At the end of the summer, Keith Tkachuk hosted a Stanley Cup party at his St. Louis home.
As a member of the St. Louis Blues’ front office, Tkachuk was granted a day with the championship trophy. When it came time for an obligatory family photo with the Stanley Cup, however, his two NHL-playing sons politely declined the offer.
Technically, Brady and Matthew Tkachuk are in the picture – they just refused to pose for it.
“My mom wanted to do a family picture by it and Matthew and I completely refused that,” Brady said on Wednesday. “So they took the picture right in front of our senior year pictures [on the wall]. It was funny.”
There were some laughs to be had, but when it comes to getting near the Stanley Cup, it’s no joking matter for the Tkachuk brothers.
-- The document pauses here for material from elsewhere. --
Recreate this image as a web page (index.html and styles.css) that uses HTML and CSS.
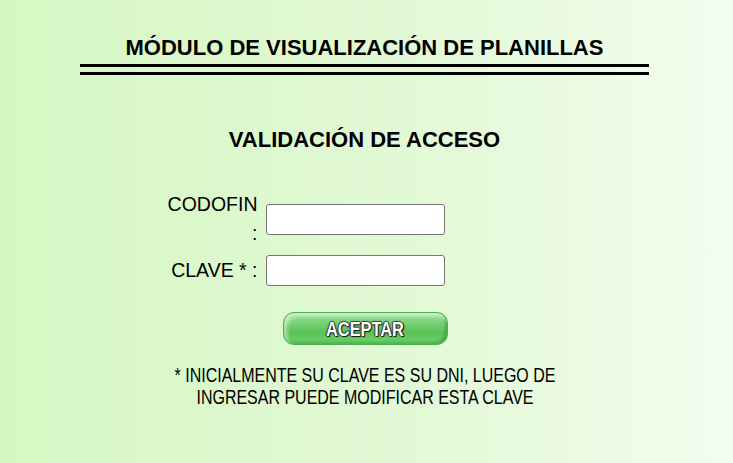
FILE: index.html
```html
<!DOCTYPE html>
<html lang="es">
<head>
<meta charset="utf-8">
<title>Módulo de Visualización de Planillas</title>
<link rel="stylesheet" href="styles.css">
</head>
<body>
<div class="page">
  <h1 class="title">MÓDULO DE VISUALIZACIÓN DE PLANILLAS</h1>
  <div class="rule"></div>
  <h2 class="subtitle">VALIDACIÓN DE ACCESO</h2>
  <form class="login" onsubmit="return false;">
    <label class="lbl" for="codofin">CODOFIN :</label>
    <input class="field" id="codofin" type="text">
    <label class="lbl" for="clave">CLAVE * :</label>
    <input class="field" id="clave" type="password">
    <span class="spacer"></span>
    <button class="btn" type="submit"><span class="btn-text">ACEPTAR</span></button>
  </form>
  <p class="note">* INICIALMENTE SU CLAVE ES SU DNI, LUEGO DE INGRESAR PUEDE MODIFICAR ESTA CLAVE</p>
</div>
</body>
</html>
```
FILE: styles.css
```css
html, body {
  margin: 0;
  height: 100%;
}
body {
  background: linear-gradient(to right, #d5f7c3 0%, #e2f9d5 55%, #f3fdef 100%);
  font-family: "Liberation Sans", Arial, sans-serif;
  color: #000;
}
.page {
  display: flex;
  flex-direction: column;
  align-items: center;
  padding: 35px 4px 0 0;
}
.title {
  margin: 0;
  font-size: 22px;
  line-height: 25px;
  font-weight: bold;
}
.rule {
  width: 569px;
  height: 5px;
  margin-top: 4px;
  border-top: 3px solid #000;
  border-bottom: 3px solid #000;
}
.subtitle {
  margin: 52px 0 0;
  font-size: 22px;
  line-height: 25px;
  font-weight: bold;
}
.login {
  margin-top: 38px;
  display: grid;
  grid-template-columns: 92px 179px;
  column-gap: 8px;
  row-gap: 7px;
  align-items: center;
  margin-right: 119px;
}
.lbl {
  font-size: 19.5px;
  line-height: 29px;
  text-align: right;
}
.field {
  box-sizing: border-box;
  width: 179px;
  height: 31px;
  margin: 0;
  border: 1px solid #767676;
  border-radius: 3px;
  background: #fff;
}
.btn {
  margin: 19px 0 0 17px;
  width: 165px;
  height: 33px;
  border: 1px solid #4fae4f;
  border-radius: 11px;
  background: linear-gradient(to bottom, #9fe29b 0%, #7bd378 30%, #58c256 62%, #6fd56d 100%);
  box-shadow: inset 3px 3px 4px rgba(255,255,255,0.55), inset -2px -2px 3px rgba(30,110,30,0.4);
  padding: 0;
  display: flex;
  align-items: center;
  justify-content: center;
}
.btn-text {
  display: inline-block;
  color: #fff;
  font-family: "Liberation Sans", Arial, sans-serif;
  font-weight: bold;
  font-size: 21px;
  line-height: 24px;
  transform: scaleX(0.78);
  text-shadow: 0 0 1px #111, 1px 1px 1px #111, -1px 0 1px #333, 0 -1px 1px #444, 1px 0 1px #222;
}
.note {
  margin: 19px 0 0;
  width: 488px;
  text-align: center;
  font-size: 19.5px;
  line-height: 22px;
  transform: scaleX(0.82);
}
```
They both firmly believe they need to earn the privilege of being pictured with the Stanley Cup, despite their strong family connection to the Blues’ championship.
“We take it pretty serious. We try our best to stay away and let other people enjoy it, because Matthew and I both have the mindset that hopefully we’ll be winning it someday,” Brady explained. “Matthew and I were at the opposite end of the room and would not go near it, because hopefully one day we can lift it one day.”
In fact, the Tkachuk brothers are so serious about their own pursuits of the Stanley Cup that they even spent time planning out how the parade routes and victory parties would look if they were able to secure a championship for either Calgary or Ottawa.
“Matthew and I – pretty much all summer – we were talking about where our parades would be in our respective cities. And how much fun we’d have with our Cup parties,” Brady said. “We were pretty detailed with it and it was definitely something you visualize after being a part of it.”
So what might a Stanley Cup parade look like in Ottawa in Brady’s imagination?
“Down the canal. Right in front of Parliament. Into the market and a big street party. Just block off the road for a big street party,” he said. “We definitely thought about it.”
The Blues will make their lone visit to Ottawa on Thursday night, which could allow Brady to be reacquainted with St. Louis forward Robert Thomas. Thomas’ status for the game is unclear as he is day-to-day with an upper-body injury, but he spent last season living at the Tkachuk family home in St. Louis as he broke into the NHL.
When Brady returned home in the summer, he watched how Thomas went through the grind of the Stanley Cup playoffs. He attended the Blues’ clinching Game 6 win over San Jose in the Western Conference final as a spectator in the stands. Brady showed his support by wearing a London Knights T-shirt with Thomas’ name on the back of it. Thomas played with Matthew on the 2015-16 Knights team that captured the Memorial Cup championship.
“I just went to one, just to support Robbie. He was still grinding away. It was a pretty cool game and cool to see the atmosphere too,” Brady said of the experience of watching his roommate clinch the Western Conference title on home ice.
Brady didn’t attend any of the games in the Stanley Cup Final against Boston, but he did make his way onto the streets of St. Louis to soak in the atmosphere of the Stanley Cup parade.
“I was there with my dad, my mom and my sister. It was fun it was pretty cool to see how pumped my dad was,” Brady said. “It takes your breath away to see how excited people get.
At the same time as soaking in the celebrations in the city, Brady says he was experiencing mixed emotions this summer around the Blues championship. It sounds like a unique combination of envy and inspiration that can only be experienced by an active NHL player who is trying to win a Stanley Cup of their own while celebrating the accomplishment with a close family member or friend.
“You’re kind of jealous of them,” he admitted. “I was around Robbie and you kind of see what they go through and the wear and tear. It’s pretty cool to see that. I feel like I’ve learned a lot seeing what they went through.”
While neither of the Tkachuk boys agreed to be in the family’s Stanley Cup photo, there was one sibling who happily was front and centre in the picture. Their younger sister, Taryn, – herself a standout field hockey player – had no issues being photographed with hockey’s Holy Grail.
“She can do whatever she wants,” Brady said with a laugh.